Im gonna throw my 2 cents in here. There are two main things imo with the f barre on acoustic. Strength and accuracy. I worked on accuracy first, to do this i put a capo on the first fret this makes fretting the f barre easy its technically going to be an F# barre. Then slow methodical practice to get my accuracy correct. I want to be able to place all 4 fingers down at the same time with no issues.

After i had the accuracy down i removed the capo and started working on the strength to fret the barre on the first fret. Im using light strings on my acoustic as well. That helped alot coming from mediums.

When i started practicing the barre this way i found out that i had the finger placement of the first finger correct. But because i had not built the strength up in my wrist, hand, and arm i was thinking i was doing it wrong. So it had me chasing finger positions.

Once i made this change i had the f barre down in about 2 weeks.


Not a recommendation, just something I do frequently that helps me with barre chords. Practice repetitions of chord progressions, eg Key of F maj. I may first start with the D min chord, then slide 2nd finger up one fret and finish E maj with 3rd and 4th fingers. Not conventional maybe, but is the same shape for all barre chords on 6th string and it’s easy to do. Next, slide those three fingers all together down one fret each and place 1st finger barring across the first fret. There’s F maj. Keep going - slide everything down two frets lifting 2nd finger only for G min and then two more for A min.

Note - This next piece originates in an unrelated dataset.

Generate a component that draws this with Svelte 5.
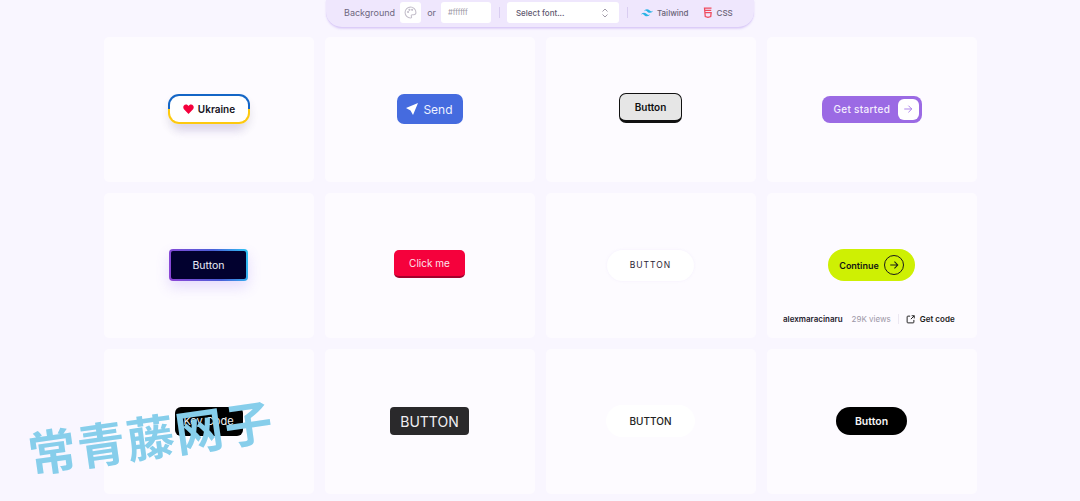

I like this because it’s fun, I can change chords quickly and have increased accuracy. Builds confidence overall for making barre chords, especially when also learning to come from other grip locations. I think it gives me good practice to reinforce the hand position structure.

Thanks for such detailed advice.

One thing that helped me was starting by putting the F shape at a higher fret like maybe the 5th fret. At the higher frets, you’re closer to the middle of the strings so it was a little easier for me to play it. Once I got that down, I then moved it closer towards the first fret until I could do that.